Charlie Hunnam et Rinko Kikuchi
Si le numérique se déploie plus que jamais à l’écran, la patte Del Toro se retrouve de tous les côtés, du design des Kaijus au QG des soldats. Et dès qu’il se lance dans les combats, il déploie un sens de l’épique et de l’action réjouissants, sur fond d’apocalypse spectaculaire. Nul doute que le vrai intérêt du film se situe de ce côté, lorsque le cinéaste filme un Kaiju surgir de l’eau pour attaquer un Jaeger, un Jaeger utiliser un paquebot pour taper un Kaiju, ou une épée qui tranche un monstre ailé en plein ciel.
La photo sombre de Guillermo Navarro, illuminée par une somme incroyable de détails colorés, contribue pour beaucoup à l’atmosphère du film. Et les quelques détails appuyés par la mise en scène (une mouette qui s’envole car gênée par le combat ou un balancier mis en marche par le point gigantesque d’un Jaeger qui détruit un morceau d’immeuble) sont des signes clairs que Del Toro réfléchit sur son combat de titans au-delà de la destruction. L’utilisation de la voix d’Ellen McLain pour l’IA de Gipsy, comme un gros clin d’œil à celle des jeux vidéos Portal qui s’appelle Glados, en est une autre.
Un Kaiju qui montre encore l’amour du cinéaste pour les monstres
Mais le film met aussi en lumière de manière très nette les faiblesses profondes du cinéma de Guillermo Del Toro. Caractérisation grossière des personnages, écriture réduite au minimum, direction d’acteurs très inégale… il n’y a qu’à voir le speech complètement over the top d’Idris Elba, pour motiver le héros au début du film (un très inégal Charlie Hunnam) à revenir du côté des soldats, pour sentir que quelque chose cloche. Plus que jamais, le cinéaste a une difficulté folle à bouger les curseurs de son métrage, entre l’action et la romance, l’humour et le drame, ses petites obsessions (Ron Perlman) et les obligations d’un blockbuster à 190 millions – de loin son plus gros budget encore aujourd’hui.

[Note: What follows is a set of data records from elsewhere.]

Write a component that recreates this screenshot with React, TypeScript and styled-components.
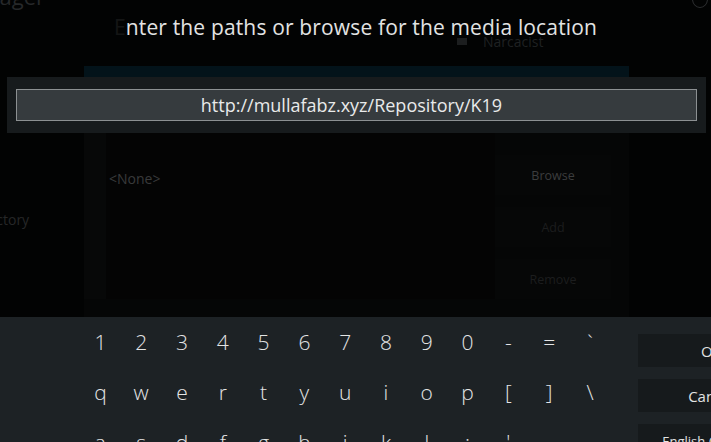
import React from 'react';
import styled, { createGlobalStyle } from 'styled-components';

const GlobalStyle = createGlobalStyle`
  html, body {
    margin: 0;
    padding: 0;
    background: #020303;
    overflow: hidden;
  }

  body {
    font-family: "Open Sans", "Noto Sans", sans-serif;
  }
`;

const Screen = styled.div`
  position: relative;
  width: 711px;
  height: 442px;
  overflow: hidden;
  background: #020303;
`;

/* dimmed source dialog behind the keyboard */
const Backdrop = styled.div`
  position: absolute;
  inset: 0;
  color: #2a2b2c;
`;

const PageTitle = styled.div`
  position: absolute;
  left: -46px;
  top: -19px;
  font-size: 22px;
  color: #26282a;
`;

const SideLabel = styled.div`
  position: absolute;
  left: -31px;
  top: 210px;
  font-size: 14px;
  color: #262728;
`;

const CornerRing = styled.div`
  position: absolute;
  left: 692px;
  top: -10px;
  width: 14px;
  height: 16px;
  border: 1px solid #2c2e30;
  border-radius: 50%;
`;

const SourceItem = styled.div`
  position: absolute;
  left: 457px;
  top: 32px;
  display: flex;
  align-items: center;
  gap: 16px;
  font-size: 14px;
  color: #1f2122;

  &::before {
    content: '';
    width: 10px;
    height: 7px;
    background: #1c1e1f;
  }
`;

const Dialog = styled.div`
  position: absolute;
  left: 84px;
  top: 66px;
  width: 545px;
  height: 251px;
  display: grid;
  grid-template-rows: 11px 1fr;
  background: #050606;
`;

const DialogHeader = styled.div`
  background: #03131a;
`;

const DialogBody = styled.div`
  display: grid;
  grid-template-columns: 22px 1fr 134px;
  padding-bottom: 22px;
`;

const Gutter = styled.div`
  background: #070808;
`;

const SourceList = styled.div`
  background: #040404;
  padding: 92px 0 0 3px;
  font-size: 14px;
  color: #393a3b;
`;

const SideButtons = styled.div`
  display: flex;
  flex-direction: column;
  gap: 12px;
  padding: 78px 18px 0 0;
`;

const GhostButton = styled.div<{ $tone: string }>`
  height: 40px;
  display: flex;
  align-items: center;
  justify-content: center;
  background: #060707;
  font-size: 12.5px;
  color: ${({ $tone }) => $tone};
`;

/* keyboard overlay */
const Overlay = styled.div`
  position: relative;
  height: 100%;
  display: flex;
  flex-direction: column;
`;

const Heading = styled.div`
  height: 77px;
  display: flex;
  justify-content: center;
  padding-top: 13px;
  box-sizing: border-box;
  font-size: 21px;
  letter-spacing: 0.15px;
  color: #e2e3e3;
`;

const FadedLetter = styled.span`
  opacity: 0.08;
`;

const InputBar = styled.div`
  margin: 0 5px 0 7px;
  padding: 12px 9px;
  background: #171b1d;
`;

const InputField = styled.div`
  height: 30px;
  display: flex;
  align-items: center;
  justify-content: center;
  padding-right: 10px;
  border: 1px solid #8c9092;
  background: #363b3e;
  font-size: 18px;
  color: #e9eaea;
`;

const Spacer = styled.div`
  flex: 1;
`;

const Keyboard = styled.div`
  height: 125px;
  display: flex;
  background: #1d2225;
  overflow: hidden;
`;

const KeyGrid = styled.div`
  margin-left: 80px;
  display: grid;
  grid-template-columns: repeat(13, 40.8px);
  grid-auto-rows: 50px;
`;

const Key = styled.div`
  display: flex;
  align-items: center;
  justify-content: center;
  font-size: 21px;
  font-weight: 300;
  color: #e4e5e5;
`;

const ActionColumn = styled.div`
  margin-left: 28px;
  padding-top: 17px;
  display: flex;
  flex-direction: column;
  gap: 12px;
`;

const ActionButton = styled.div<{ $size?: number }>`
  width: 146px;
  height: 33px;
  flex-shrink: 0;
  display: flex;
  align-items: center;
  justify-content: center;
  background: #161a1c;
  font-size: ${({ $size }) => $size ?? 15}px;
  color: #e2e3e3;
`;

const rows = [
  ['1', '2', '3', '4', '5', '6', '7', '8', '9', '0', '-', '=', '`'],
  ['q', 'w', 'e', 'r', 't', 'y', 'u', 'i', 'o', 'p', '[', ']', '\\'],
  ['a', 's', 'd', 'f', 'g', 'h', 'j', 'k', 'l', ';', "'", '', ''],
];

const App = () => (
  <Screen>
    <GlobalStyle />
    <Backdrop>
      <PageTitle>Manager</PageTitle>
      <SideLabel>Directory</SideLabel>
      <CornerRing />
      <SourceItem>Narcacist</SourceItem>
      <Dialog>
        <DialogHeader />
        <DialogBody>
          <Gutter />
          <SourceList>&lt;None&gt;</SourceList>
          <SideButtons>
            <GhostButton $tone="#3c3d3e">Browse</GhostButton>
            <GhostButton $tone="#1c1d1e">Add</GhostButton>
            <GhostButton $tone="#1c1d1e">Remove</GhostButton>
          </SideButtons>
        </DialogBody>
      </Dialog>
    </Backdrop>

    <Overlay>
      <Heading>
        <span>
          <FadedLetter>E</FadedLetter>nter the paths or browse for the media location
        </span>
      </Heading>
      <InputBar>
        <InputField>http://mullafabz.xyz/Repository/K19</InputField>
      </InputBar>
      <Spacer />
      <Keyboard>
        <KeyGrid>
          {rows.flat().map((k, i) => (
            <Key key={i}>{k}</Key>
          ))}
        </KeyGrid>
        <ActionColumn>
          <ActionButton>OK</ActionButton>
          <ActionButton>Cancel</ActionButton>
          <ActionButton $size={13}>English QWERTY</ActionButton>
        </ActionColumn>
      </Keyboard>
    </Overlay>
  </Screen>
);

export default App;
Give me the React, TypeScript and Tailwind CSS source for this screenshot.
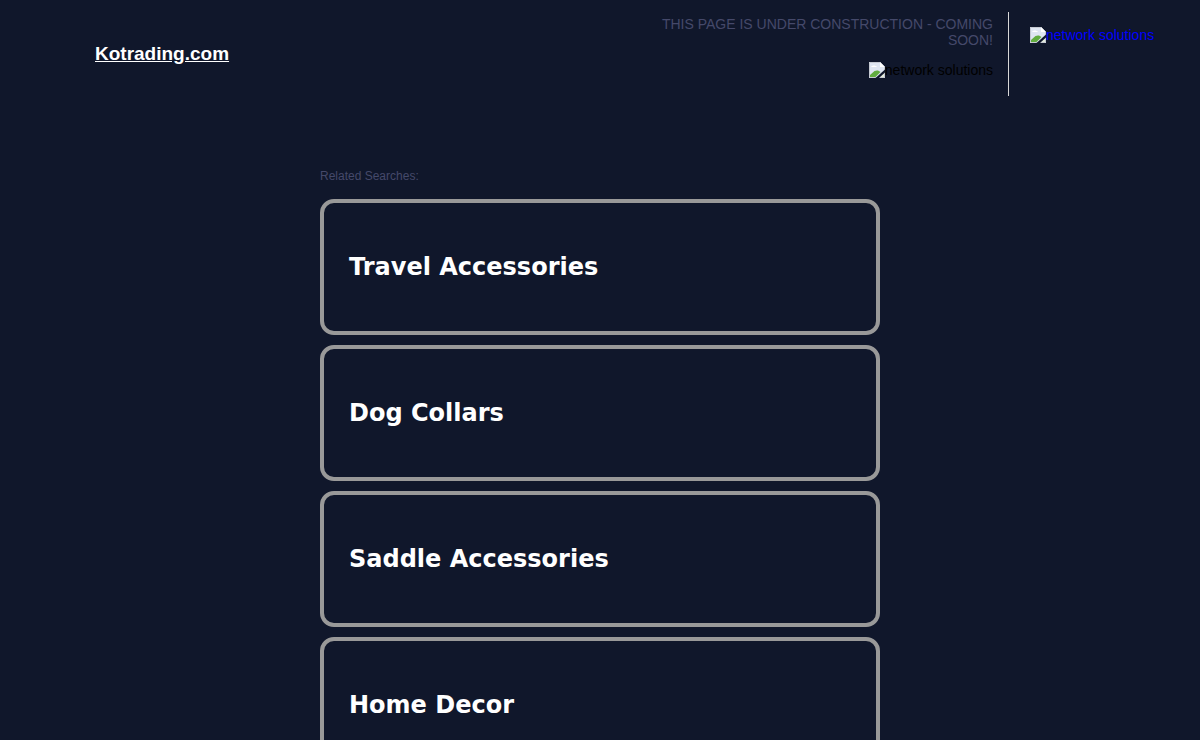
const sans = "font-['Liberation_Sans',Arial,sans-serif]";

function BrokenImage() {
  return (
    <svg width="16" height="16" viewBox="0 0 16 16" className="absolute left-0 top-0" aria-hidden="true">
      <path d="M0 0H11L16 5V16H0Z" fill="#dfe6f2" />
      <path d="M0.5 0.5H10.8L15.5 5.2V15.5H0.5Z" fill="none" stroke="#c5c9d2" />
      <path d="M11 0V5H16Z" fill="#ffffff" />
      <path d="M2 5C3 3 6.5 3 8 5Z" fill="#ffffff" />
      <path d="M1 15V13L5.5 9C8 8 10 8.5 11.5 10L6.5 15Z" fill="#62ad3f" />
      <path d="M11 15L15 11V15Z" fill="#e4ecdc" />
      <path d="M6.5 16L16 7.5V10.5L10 16Z" fill="#10172b" />
    </svg>
  );
}

function AltImage({ className }: { className: string }) {
  return (
    <span className={`relative inline-block h-4 leading-4 text-sm whitespace-nowrap ${className}`}>
      <BrokenImage />
      <span className="pl-4">network solutions</span>
    </span>
  );
}

const searches = ["Travel Accessories", "Dog Collars", "Saddle Accessories", "Home Decor"];

export default function App() {
  return (
    <div className={`h-[740px] overflow-hidden bg-[#10172b] ${sans}`}>
      <header className="flex h-[108px] pt-3">
        <div className="w-[95px] shrink-0" />
        <div className="flex-1 pt-[29px]">
          <a className="text-[19px] leading-[25px] font-bold text-white underline" href="#">Kotrading.com</a>
        </div>
        <div className="flex h-[84px] w-[360px] flex-col items-end border-r border-[#d8d8d8] pr-[15px] pt-1 text-right">
          <p className="text-sm leading-4 text-[#45496a]">THIS PAGE IS UNDER CONSTRUCTION - COMING SOON!</p>
          <AltImage className="mt-[14px] text-black" />
        </div>
        <div className="w-[191px] pl-[21px] pt-[15px]">
          <a href="#" className="flex">
            <AltImage className="text-[#0000ff]" />
          </a>
        </div>
      </header>
      <main className="mx-auto mt-[61px] w-[560px]">
        <p className="mb-[15px] text-xs leading-[15px] text-[#45496a]">Related Searches:</p>
        <div className="flex flex-col gap-[10px]">
          {searches.map((s) => (
            <a
              key={s}
              href="#"
              className="flex h-[136px] shrink-0 items-center rounded-[14px] border-4 border-[#999999] pl-[25px] font-['DejaVu_Sans',Verdana,sans-serif] text-2xl font-bold text-white"
            >
              {s}
            </a>
          ))}
        </div>
      </main>
    </div>
  );
}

La présence des sidekick comiques, incarnés par Charlie Day et Burn Gorman, illustre bien ce déséquilibre.
Pacific Rim souffle alors le chaud et le froid, passant d’une mise en scène ultra-hollywoodienne (Idris Elba qui marche vers la caméra dans un traveling vu mille fois, avec le son qui disparaît pour souligner son malheur) à des images plus belles, voire poétiques (un Jaeger blessé qui apparaît sur une plage enneigée, où un père et son jeune fils viennent de déterrer un jouet de robot). Del Toro iconise ses robots, offre le décor à ses monstres et déploie toute sa mise en scène pour les faire briller, mais semble particulièrement désemparé, voire embarrassé, par ces humains (qu’il n’épargne pas vraiment).
Si Guillermo Del Toro a évidemment un intérêt véritable pour cette histoire, où il rappelle son amour pour les monstres, les créatures géantes et la culture japonaise (notamment Evangelion etTetsujin 28-go), difficile de ne pas mettre le projet d’adaptation des Montagnes hallucinées dans l’équation. Le film Lovecraftien était un projet de cœur développé avec passion, et Pacific Rim est un film pansement repris pour ne pas sombrer.

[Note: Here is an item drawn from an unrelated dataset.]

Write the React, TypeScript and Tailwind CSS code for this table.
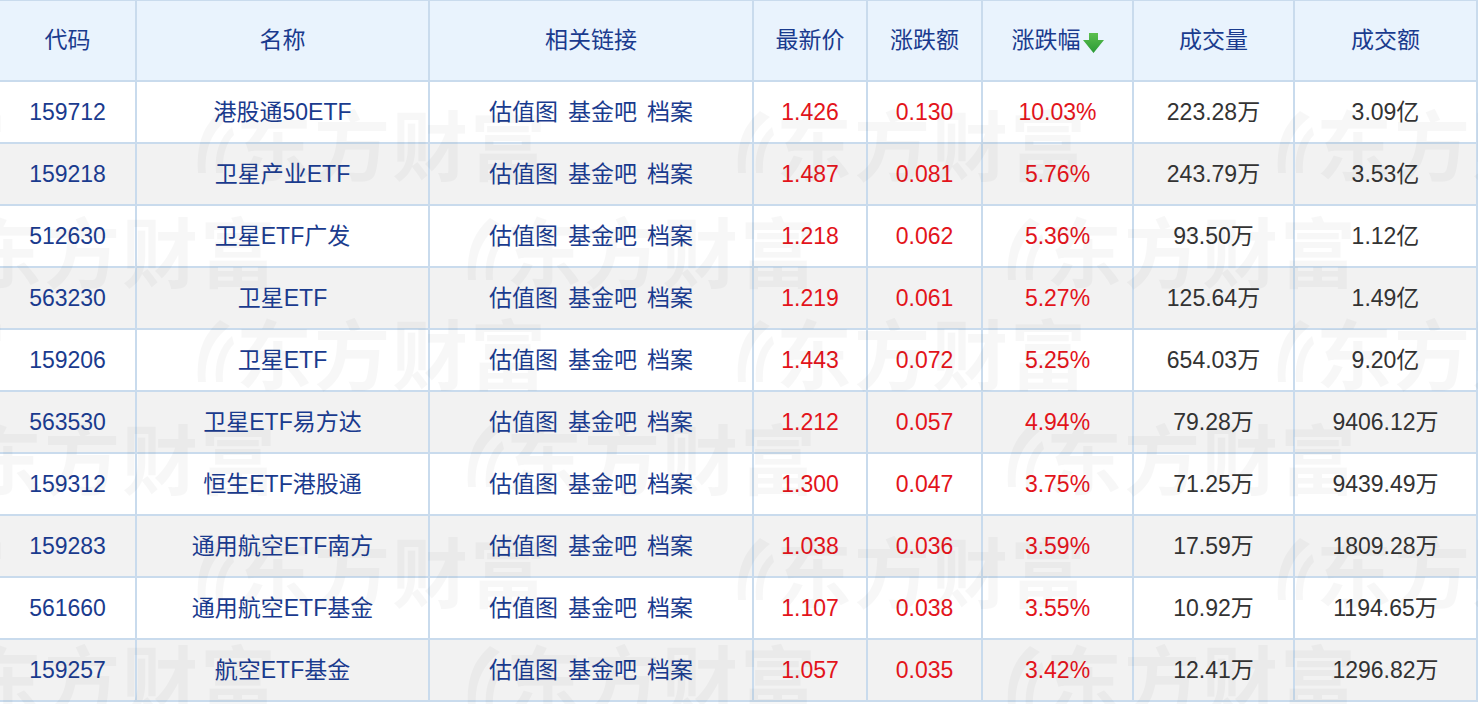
const rows = [
  { code: "159712", name: "港股通50ETF", price: "1.426", chg: "0.130", pct: "10.03%", vol: "223.28万", amt: "3.09亿" },
  { code: "159218", name: "卫星产业ETF", price: "1.487", chg: "0.081", pct: "5.76%", vol: "243.79万", amt: "3.53亿" },
  { code: "512630", name: "卫星ETF广发", price: "1.218", chg: "0.062", pct: "5.36%", vol: "93.50万", amt: "1.12亿" },
  { code: "563230", name: "卫星ETF", price: "1.219", chg: "0.061", pct: "5.27%", vol: "125.64万", amt: "1.49亿" },
  { code: "159206", name: "卫星ETF", price: "1.443", chg: "0.072", pct: "5.25%", vol: "654.03万", amt: "9.20亿" },
  { code: "563530", name: "卫星ETF易方达", price: "1.212", chg: "0.057", pct: "4.94%", vol: "79.28万", amt: "9406.12万" },
  { code: "159312", name: "恒生ETF港股通", price: "1.300", chg: "0.047", pct: "3.75%", vol: "71.25万", amt: "9439.49万" },
  { code: "159283", name: "通用航空ETF南方", price: "1.038", chg: "0.036", pct: "3.59%", vol: "17.59万", amt: "1809.28万" },
  { code: "561660", name: "通用航空ETF基金", price: "1.107", chg: "0.038", pct: "3.55%", vol: "10.92万", amt: "1194.65万" },
  { code: "159257", name: "航空ETF基金", price: "1.057", chg: "0.035", pct: "3.42%", vol: "12.41万", amt: "1296.82万" },
];

const headers = ["代码", "名称", "相关链接", "最新价", "涨跌额", "涨跌幅", "成交量", "成交额"];

// watermark tiles: [left, top]
const marks: [number, number][] = [];
const tops = [104, 211, 313, 418, 531, 639];
tops.forEach((t, i) => {
  const xs = i % 2 === 0 ? [-350, 190, 730, 1270] : [-80, 460, 1000, 1540];
  xs.forEach((x) => marks.push([x, t]));
});

function SortDown() {
  return (
    <svg width="21" height="22" viewBox="0 0 21 22" className="ml-[2px] mt-[4px]">
      <defs>
        <linearGradient id="g" x1="0" y1="0" x2="0" y2="1">
          <stop offset="0" stopColor="#5cbf4e" />
          <stop offset="1" stopColor="#2a9a36" />
        </linearGradient>
      </defs>
      <path d="M6 1h9v7h6l-10.5 13L0 8h6z" fill="url(#g)" />
    </svg>
  );
}

function Mark({ x, y }: { x: number; y: number }) {
  return (
    <div className="absolute flex items-center whitespace-nowrap" style={{ left: x, top: y }}>
      <svg width="44" height="70" viewBox="0 0 44 70" className="mr-[2px] shrink-0">
        <path d="M30 4 C14 18 6 36 8 66 L16 66 C14 42 22 24 40 10 Z" fill="currentColor" />
        <path d="M42 20 C30 30 24 46 26 66 L33 66 C32 50 36 36 44 28 Z" fill="currentColor" />
      </svg>
      <span className="text-[76px] font-bold leading-none tracking-[2px] font-['Noto_Sans_CJK_SC',sans-serif]">
        东方财富
      </span>
    </div>
  );
}

export default function App() {
  const cell = "flex items-center justify-center whitespace-nowrap";
  return (
    <div className="relative w-[1478px] h-[704px] overflow-hidden bg-white font-['Liberation_Sans','Noto_Sans_CJK_SC',sans-serif] text-[23px]">
      <div className="grid grid-cols-[135px_291px_322px_112px_113px_149px_159px_181px] grid-rows-[79px_repeat(10,60px)] gap-[2px] bg-[#c9dbed] pt-px pr-[2px] pb-[2px] w-[1478px]">
        {headers.map((h) => (
          <div key={h} className={`${cell} bg-[#e9f3fd] text-[#1a3b8e]`}>
            {h}
            {h === "涨跌幅" && <SortDown />}
          </div>
        ))}
        {rows.map((r, i) => {
          const bg = i % 2 === 0 ? "bg-white" : "bg-[#f2f2f2]";
          return [
            <div key={r.code + "c"} className={`${cell} ${bg} text-[#1a3b8e]`}>{r.code}</div>,
            <div key={r.code + "n"} className={`${cell} ${bg} text-[#1a3b8e]`}>{r.name}</div>,
            <div key={r.code + "l"} className={`${cell} ${bg} text-[#1a3b8e] gap-[10px]`}>
              <span>估值图</span>
              <span>基金吧</span>
              <span>档案</span>
            </div>,
            <div key={r.code + "p"} className={`${cell} ${bg} text-[#e3141b]`}>{r.price}</div>,
            <div key={r.code + "d"} className={`${cell} ${bg} text-[#e3141b]`}>{r.chg}</div>,
            <div key={r.code + "r"} className={`${cell} ${bg} text-[#e3141b]`}>{r.pct}</div>,
            <div key={r.code + "v"} className={`${cell} ${bg} text-[#333333]`}>{r.vol}</div>,
            <div key={r.code + "a"} className={`${cell} ${bg} text-[#333333]`}>{r.amt}</div>,
          ];
        })}
      </div>
      {/* faint watermark over the table */}
      <div className="pointer-events-none absolute left-0 top-[82px] right-0 bottom-0 overflow-hidden text-black/[0.03]">
        {marks.map(([x, y], i) => (
          <Mark key={i} x={x} y={y - 82} />
        ))}
      </div>
    </div>
  );
}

Qu’il s’agisse en plus d’une superproduction réelle, dans des dimensions énormes qui lui ont de toute évidence un peu échappé, n’est pas anodin. Qu’il soit redescendu à des budgets plus gérables depuis avec Crimson Peak (55 millions) et La Forme de l’eau (20 millions), non plus.
C est le meilleurs films de robots géants et de monstres jamais vus .j adore
Un pur chef d’oeuvre S-F.
Ce plan de la tête du jagger qui descend pour se fixer sur le reste du corps… des citations au manga tout les 3 plans. Ce film est génial.
Oh oui flim jouissif au possible. Et entièrement d’accord avec votre critique, la partie sf est génial mais le côté personnage et scénario c’est du
Pareillement, si c’est pas le meilleur de del toro, c’est le plus jouissif. Une superbe série B, qui fait la nique à transformers.
Et le thème principal de Djawadi est puissant comme tout.
Parcontre, là où les robots et faisaient quand même lourdingues, cradingues et colossaux, le nouveau Pacific rim à l’air bien trop propre et malheureusement plus proche d’un transformers que du kaiju movie
Le Del Toro le plus immédiatement jouissif ! (ce qui n’est péjoratif ni pour lui, ni pour ses autres films 😉
Probablement l’un des meilleurs Del Toro. Si j’avais vu ce film enfant, il aurait été encore plus considéré comme un classique pour moi.